The formulas of Van Van, and it’s uses, reflect the economic circumstances of the time. Van Van, refers to the Vervain (Aloysia citriodora) also known as lemon verbena, which is used to make perfumes. Vervain oil is expensive and certainly was traded through the New Orleans ports during this time period. Spanish and Portuguese merchants were trading the herb which is native to South America starting as early as the 1700s. It was unlikely that people making and using Van Van products would have had access to such a luxury item at the time.
This is where the traditional ingredients for Van Van come into the picture. Lemongrass and citronella, common to most Van Van recipes, would be used to boost or mimic the scent of the Verbena/Vervain oil. Gingergrass, also known as palmarosa, is another common ingredient, and has a similar lemon scent as the other grasses. palmarosa is more floral and fruity than lemon/citrus. More earthy, musky, and perfumed scents like patchouli and vetiver were used to tone down and round out these strong citrus notes. These roots were also being traded through New Orleans at the time, and common among perfume blends just as much as they are today.
There is no Vanilla in traditional Van Van oil, as you might have been told. According to Chas Bogan in his book The Secret Keys of Conjure, the idea that Van Van includes vanilla comes from Herman Slater, an early promoter of Wicca in the U.S. and an occult shop owner in New York City in the mid-1970s.
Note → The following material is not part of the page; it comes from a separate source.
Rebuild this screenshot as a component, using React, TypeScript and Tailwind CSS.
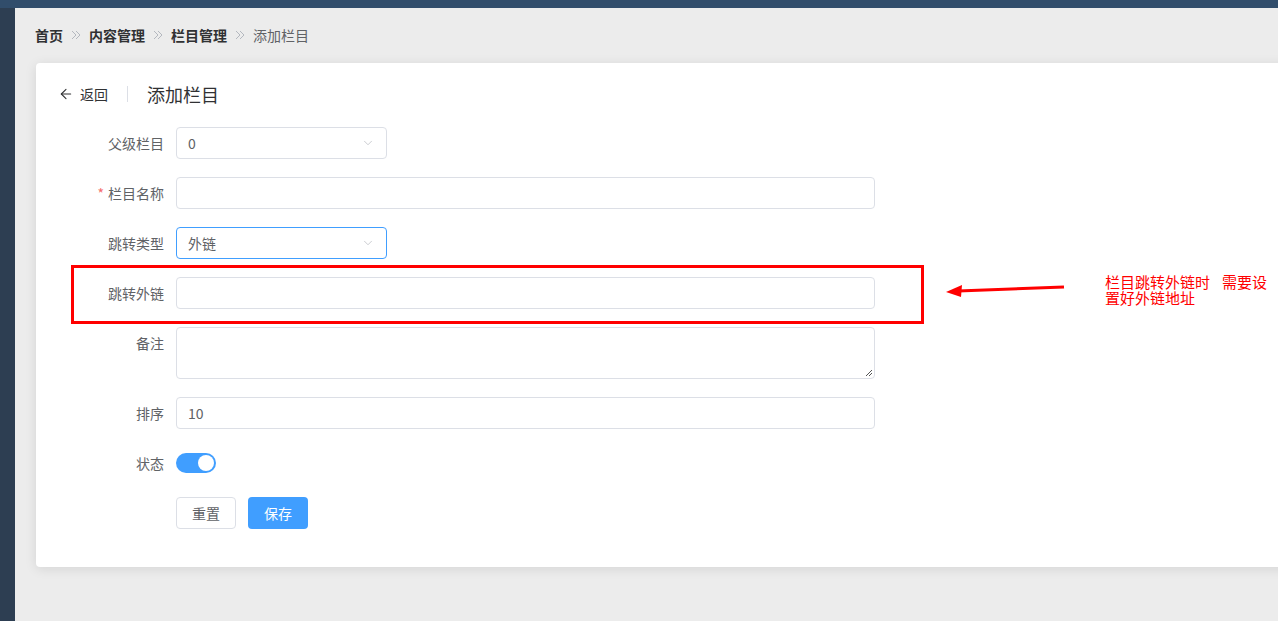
import { ArrowLeft, ChevronDown } from 'lucide-react';

const font = { fontFamily: '"Noto Sans CJK SC", "Noto Sans", sans-serif' };

function Crumbs() {
  const Sep = () => (
    <svg width="10" height="10" viewBox="0 0 10 10" className="mx-2 text-[#b4b8bf]">
      <path d="M1 1l4 4-4 4M5 1l4 4-4 4" fill="none" stroke="currentColor" strokeWidth="1" />
    </svg>
  );
  return (
    <div className="flex items-center h-[20px] text-[14px] leading-[20px]">
      <span className="font-bold text-[#303133]">首页</span>
      <Sep />
      <span className="font-bold text-[#303133]">内容管理</span>
      <Sep />
      <span className="font-bold text-[#303133]">栏目管理</span>
      <Sep />
      <span className="text-[#606266]">添加栏目</span>
    </div>
  );
}

function Row({ label, required, children, tall }: { label: string; required?: boolean; children: React.ReactNode; tall?: boolean }) {
  return (
    <div className={`flex min-h-[32px] ${tall ? 'items-start' : 'items-center'} mb-[18px]`}>
      <div className={`w-[140px] shrink-0 pr-3 text-right text-[14px] text-[#606266] ${tall ? 'pt-[6px]' : ''}`}>
        {required && <span className="text-[#f56c6c] mr-1">*</span>}
        {label}
      </div>
      {children}
    </div>
  );
}

function Select({ value, active }: { value: string; active?: boolean }) {
  return (
    <div
      className={`w-[211px] h-[32px] rounded-[4px] border ${active ? 'border-[#409eff]' : 'border-[#dcdfe6]'} flex items-center justify-between px-[11px] text-[14px] text-[#606266] bg-white`}
    >
      <span>{value}</span>
      <ChevronDown className="w-[14px] h-[14px] text-[#b4b8bf]" strokeWidth={1.2} />
    </div>
  );
}

function Input({ value }: { value?: string }) {
  return (
    <div className="w-[699px] h-[32px] rounded-[4px] border border-[#dcdfe6] flex items-center px-[11px] text-[14px] text-[#606266] bg-white">
      {value}
    </div>
  );
}

export default function App() {
  return (
    <div className="w-[1278px] h-[621px] overflow-hidden bg-[#ececec] flex flex-col" style={font}>
      <div className="h-[8px] bg-[#314d6b] shrink-0" />
      <div className="flex flex-1">
        <div className="w-[15px] bg-[#2d3e52] shrink-0" />
        <div className="flex-1 pl-[20px] pt-[17px] overflow-hidden">
          <Crumbs />
          <div className="relative ml-[1px] mt-[18px] w-[1270px] h-[504px] bg-white rounded-[4px] shadow-[0_2px_12px_0_rgba(0,0,0,0.1)]">
            {/* header */}
            <div className="flex items-center h-[24px] pl-[22px] pt-[19px] box-content">
              <ArrowLeft className="w-[16px] h-[16px] text-[#303133]" strokeWidth={1.6} />
              <span className="ml-[6px] text-[14px] text-[#303133]">返回</span>
              <span className="mx-[19px] w-px h-[16px] bg-[#dcdfe6]" />
              <span className="text-[18px] text-[#303133]">添加栏目</span>
            </div>

            <div className="mt-[21px]">
              <Row label="父级栏目">
                <Select value="0" />
              </Row>
              <Row label="栏目名称" required>
                <Input />
              </Row>
              <Row label="跳转类型">
                <Select value="外链" active />
              </Row>
              <Row label="跳转外链">
                <Input />
              </Row>
              <Row label="备注" tall>
                <div className="relative w-[699px] h-[52px] rounded-[4px] border border-[#dcdfe6] bg-white">
                  <svg width="8" height="8" viewBox="0 0 8 8" className="absolute right-[1px] bottom-[1px] text-[#555]">
                    <path d="M7 1L1 7M7 4L4 7" stroke="currentColor" strokeWidth="1" />
                  </svg>
                </div>
              </Row>
              <Row label="排序">
                <Input value="10" />
              </Row>
              <Row label="状态">
                <div className="w-[40px] h-[20px] rounded-full bg-[#409eff] flex items-center justify-end pr-[2px]">
                  <div className="w-[16px] h-[16px] rounded-full bg-white" />
                </div>
              </Row>
              <div className="flex pl-[140px] gap-3">
                <button className="w-[60px] h-[32px] rounded-[4px] border border-[#dcdfe6] text-[14px] text-[#606266] bg-white">重置</button>
                <button className="w-[60px] h-[32px] rounded-[4px] bg-[#409eff] text-[14px] text-white">保存</button>
              </div>
            </div>

            {/* annotation: red box */}
            <div className="absolute left-[35px] top-[202px] w-[853px] h-[59px] border-[3px] border-[#ff0000]" />
          </div>
        </div>
      </div>

      {/* annotation: arrow + note */}
      <svg width="130" height="20" viewBox="0 0 130 20" className="absolute left-[940px] top-[280px]">
        <path d="M124 7L18 11" stroke="#ff0000" strokeWidth="3" />
        <path d="M6 12L22 5L21 17Z" fill="#ff0000" />
      </svg>
      <div className="absolute left-[1105px] top-[274px] text-[15px] leading-[16px] text-[#ff0000]">
        <div>
          栏目跳转外链时<span className="ml-3">需要设</span>
        </div>
        <div>置好外链地址</div>
      </div>
    </div>
  );
}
Several of Slater’s books contain recipes for southern hoodoo products, though it seems like something was lost in translation between the south and north. While some parts of his recipes appear to be accurate, such as his Van Van has vetiver, others seem to be “guess work” on his part. There is more to the story and I recommend checking out Bogan’s book to learn more about this and many of items used in American folk magic.
Van Van oil has been used for as many things as all-purpose flour has. Used primarily for prosperity and love charms, Van Van oil can be put on lodestones, lucky rabbits foot, or to anoint a mojo bag to attract luck, money, and prosperity. This probably comes from the vetiver, patchouli, or verbena oil being relatively expensive scents. Thus, like Cardamom in England during the early modern period, the idea of having expensive things brings about more wealth. The old “like attracts like” proverb. I’ve also heard of lemongrass being an herb used to attract luck and gain prosperity. It not uncommon for Van Van products and various charms/tokens to be sold together.
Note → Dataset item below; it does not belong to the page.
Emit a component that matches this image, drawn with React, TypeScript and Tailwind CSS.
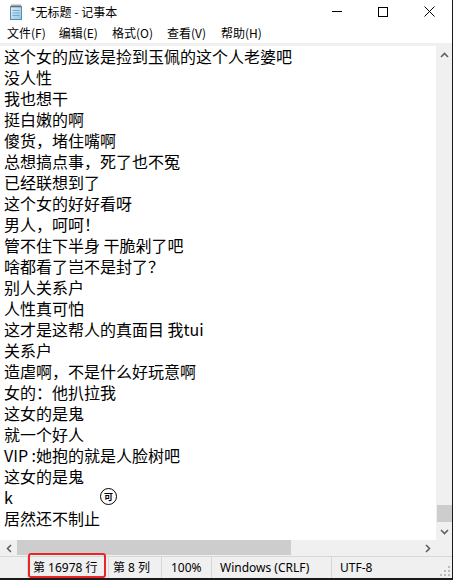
import React from "react";

const lines = [
  "这个女的应该是捡到玉佩的这个人老婆吧",
  "没人性",
  "我也想干",
  "挺白嫩的啊",
  "傻货，堵住嘴啊",
  "总想搞点事，死了也不冤",
  "已经联想到了",
  "这个女的好好看呀",
  "男人，呵呵！",
  "管不住下半身 干脆剁了吧",
  "啥都看了岂不是封了？",
  "别人关系户",
  "人性真可怕",
  "这才是这帮人的真面目 我tui",
  "关系户",
  "造虐啊，不是什么好玩意啊",
  "女的：他扒拉我",
  "这女的是鬼",
  "就一个好人",
  "VIP :她抱的就是人脸树吧",
  "这女的是鬼",
  "k",
  "居然还不制止",
];

const ui = { fontFamily: '"Noto Sans", "Noto Sans CJK SC", sans-serif' };
const cjk = { fontFamily: '"Noto Sans CJK SC", "Noto Sans", sans-serif' };

function NotepadIcon() {
  return (
    <svg width="14" height="16" viewBox="0 0 14 16">
      <defs>
        <linearGradient id="pg" x1="0" y1="0" x2="1" y2="1">
          <stop offset="0" stopColor="#dff1fb" />
          <stop offset="1" stopColor="#8fc3e3" />
        </linearGradient>
      </defs>
      <rect x="1.5" y="2.5" width="11" height="13" fill="url(#pg)" stroke="#5a8bb0" />
      <line x1="3.5" y1="6.5" x2="10.5" y2="6.5" stroke="#7aa7c7" />
      <line x1="3.5" y1="9" x2="10.5" y2="9" stroke="#7aa7c7" />
      <line x1="3.5" y1="11.5" x2="10.5" y2="11.5" stroke="#7aa7c7" />
      {[3, 5, 7, 9, 11].map((x) => (
        <rect key={x} x={x - 0.5} y="0.5" width="1" height="3" fill="#555" />
      ))}
    </svg>
  );
}

export default function App() {
  return (
    <div className="w-[453px] h-[580px] bg-white relative overflow-hidden flex flex-col border-r border-r-[#1a1a1a] border-b-2 border-b-[#1a1a1a]">
      {/* Title bar */}
      <div className="h-[23px] flex items-center shrink-0" style={cjk}>
        <div className="ml-[9px] mt-[1px]"><NotepadIcon /></div>
        <div className="ml-[7px] text-[12px] text-black leading-none">*无标题 - 记事本</div>
        <div className="ml-auto flex items-center h-full">
          <div className="w-[46px] flex justify-center"><div className="w-[10px] h-px bg-black" /></div>
          <div className="w-[46px] flex justify-center"><div className="w-[10px] h-[10px] border border-black" /></div>
          <div className="w-[46px] flex justify-center">
            <svg width="11" height="11" viewBox="0 0 11 11"><path d="M0.5 0.5 L10.5 10.5 M10.5 0.5 L0.5 10.5" stroke="#000" strokeWidth="1" /></svg>
          </div>
        </div>
      </div>
      {/* Menu bar */}
      <div className="h-[20px] flex items-center text-[12px] text-black shrink-0" style={cjk}>
        <span className="ml-[7px]">文件(F)</span>
        <span className="ml-[13px]">编辑(E)</span>
        <span className="ml-[14px]">格式(O)</span>
        <span className="ml-[14px]">查看(V)</span>
        <span className="ml-[15px]">帮助(H)</span>
      </div>
      <div className="h-[3px] bg-[#f0f0f0] shrink-0" />
      {/* Editor area */}
      <div className="flex flex-1 min-h-0 overflow-hidden">
        <div className="flex-1 pl-[4px] text-[16px] leading-[21px] text-black whitespace-pre overflow-hidden" style={cjk}>
          {lines.map((l, i) => (
            <div key={i}>{l}</div>
          ))}
        </div>
        <div className="w-[16px] bg-[#f0f0f0] flex flex-col items-center">
          <div className="h-[17px] flex items-center justify-center shrink-0">
            <svg width="9" height="6" viewBox="0 0 9 6"><path d="M1 5 L4.5 1.5 L8 5" stroke="#606060" strokeWidth="1.6" fill="none" /></svg>
          </div>
          <div className="flex-1 w-full flex flex-col justify-end">
            <div className="h-[17px] w-[15px] ml-[1px] bg-[#cdcdcd] mb-[1px]" />
          </div>
          <div className="h-[17px] flex items-center justify-center shrink-0">
            <svg width="9" height="6" viewBox="0 0 9 6"><path d="M1 1 L4.5 4.5 L8 1" stroke="#606060" strokeWidth="1.6" fill="none" /></svg>
          </div>
        </div>
      </div>
      {/* Horizontal scrollbar */}
      <div className="h-[16px] flex bg-[#f0f0f0] shrink-0">
        <div className="w-[17px] flex items-center justify-center">
          <svg width="6" height="9" viewBox="0 0 6 9"><path d="M5 1 L1.5 4.5 L5 8" stroke="#606060" strokeWidth="1.6" fill="none" /></svg>
        </div>
        <div className="w-[274px] h-[15px] bg-[#cdcdcd]" />
        <div className="flex-1" />
        <div className="w-[17px] flex items-center justify-center">
          <svg width="6" height="9" viewBox="0 0 6 9"><path d="M1 1 L4.5 4.5 L1 8" stroke="#606060" strokeWidth="1.6" fill="none" /></svg>
        </div>
        <div className="w-[16px]" />
      </div>
      {/* Status bar */}
      <div className="h-[22px] shrink-0 bg-[#f0f0f0] border-t border-t-[#d7d7d7] flex items-stretch text-[12px] text-black relative" style={ui}>
        <div className="w-[27px]" />
        <div className="w-px bg-[#d7d7d7]" />
        <div className="w-[80px] flex items-center pl-[5px]">第 16978 行</div>
        <div className="w-px bg-[#d7d7d7]" />
        <div className="w-[52px] flex items-center pl-[4px]">第 8 列</div>
        <div className="w-px bg-[#d7d7d7]" />
        <div className="w-[49px] flex items-center pl-[9px]">100%</div>
        <div className="w-px bg-[#d7d7d7]" />
        <div className="w-[119px] flex items-center pl-[8px]">Windows (CRLF)</div>
        <div className="w-px bg-[#d7d7d7]" />
        <div className="flex-1 flex items-center pl-[8px]">UTF-8</div>
        <div className="absolute right-[2px] bottom-[2px]">
          <svg width="10" height="10" viewBox="0 0 10 10" fill="#bcbcbc">
            <rect x="8" y="0" width="2" height="2" />
            <rect x="4" y="4" width="2" height="2" />
            <rect x="8" y="4" width="2" height="2" />
            <rect x="0" y="8" width="2" height="2" />
            <rect x="4" y="8" width="2" height="2" />
            <rect x="8" y="8" width="2" height="2" />
          </svg>
        </div>
        <div className="absolute left-[28px] top-[-4px] w-[78px] h-[25px] border-2 border-[#e8262a] rounded-[3px]" />
      </div>
      {/* IME indicator */}
      <div className="absolute left-[100px] top-[488px] w-[17px] h-[17px] rounded-full border-[1.5px] border-black bg-white flex items-center justify-center text-[9px] font-bold leading-none" style={cjk}>
        可
      </div>
    </div>
  );
}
There is a long history of lemons, lemon verbena, and lemongrass being used in love magic. I’ll get into this more in my next blog post, but for now, these herbs/oils, were undoubtedly the reason Van Van has been used for love magic. A notable example of this outside of rootwork would be a Van Van formula used in hair cream was advertised in the 30’s and 40’s to African American consumers. All beauty products are love magic by degree. By a lesser extent, the palmarosa with it’s fruity, floral notes, would be associated with love and romance as well.
The final, yet no less common, use for Van Van Oil would be cleansing, clearing, and protection. One has only to look to modern bug spray and cleaning products to find the association between lemons and cleaning alive and well in our time. Lemons and lemongrass by extension have strong antibacterial properties. They are also pleasant scents. I have a working theory that anything with a strong and pleasant scent has been used widely as a cleansing/purifying agent in magical practices. Additionally, citronella is found in so many bug repellent products it almost goes without saying it is used for clearing and protection in magical formulas. Practically speaking, if if these citrus scents repel insects, especially those that can spread disease e.g. mosquitoes, then these fragrant grasses would have similar magical property.
I wasn’t joking when I said Van Van Oil can be used for almost anything.